Wenn Lobbyisten Gesetze schreiben

Der grüne Abgeordnete Volker Beck kann sich gut an die Verneblungstaktik der Bundesregierung erinnern. Im Herbst 2006 fragte der Rechtsexperte nach, wie es die Bundesministerien mit der Beschäftigung externer Mitarbeiter aus Konzernen und Verbänden hielten. Das gebe es gar nicht, lautete die Antwort.
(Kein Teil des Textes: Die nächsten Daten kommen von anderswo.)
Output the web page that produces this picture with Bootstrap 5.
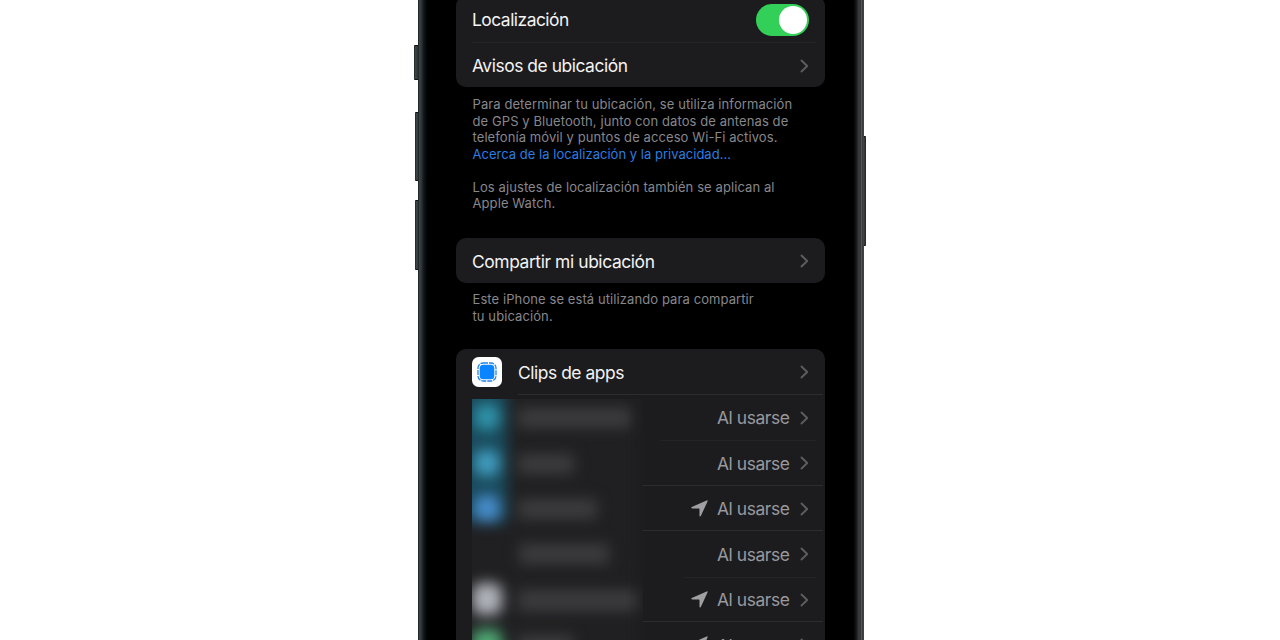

Berlin. (vet) Wenig später musste sich die Regierung korrigieren, beteuerte aber, dass derlei Vertreter von den Ministerien bezahlt würden. Doch auch das war falsch, wie sich nun herausstellt. Zwischen 2004 und 2006 waren in den obersten Bundesbehörden bis zu 106 Lobbyisten tätig. In über 60 Prozent aller Fälle standen sie weiter auf den Gehaltslisten ihrer Firma. Das hat der Bundesrechnungshof ermittelt. Anlass für die Untersuchungen waren Recherchen zweier Autoren, die schon im ARD-Magazin Monitor mehrfach über diese "Leihbeamten" berichteten. Ihr Buch über den "gekauften Staat" wird heute in Berlin vorgestellt. Wer glaubt, Lobbyismus in der Bundespolitik beschränke sich auf die Teilnahme an Anhörungen zu Gesetzen oder vertrauliche Runden mit Abgeordneten, liegt daneben: Mittlerweile schreiben sich Konzernvertreter in den Ministerien ihre Gesetze selbst. Der unserer Zeitung vorliegende Prüfbericht des Bundesrechnungshofs listet 20 problematische Beispiele auf, in denen Lobbyisten in Ministerien mit Vorgängen befasst waren, die die unmittelbaren Geschäftsinteressen ihres Brötchengebers berührten. So entsendet ein öffentliches Kreditinstitut seit Jahren Beschäftigte in die Referate zweier Ministerien, die gleiche Themenstellungen bearbeiten. In einem anderen Fall hatte ein Referat zeitgleich mehr als 50 Verfahren für Gesetze und Verordnungen zu betreuen. Dafür wurden auch externe Beschäftigte eingestellt, die mit der Abstimmung der Entwürfe betraut waren, welche den Aufgabenbereich ihres Verbandes betrafen. Zwei Lobbyisten sind darüber hinaus sogar als Referatsleiter tätig.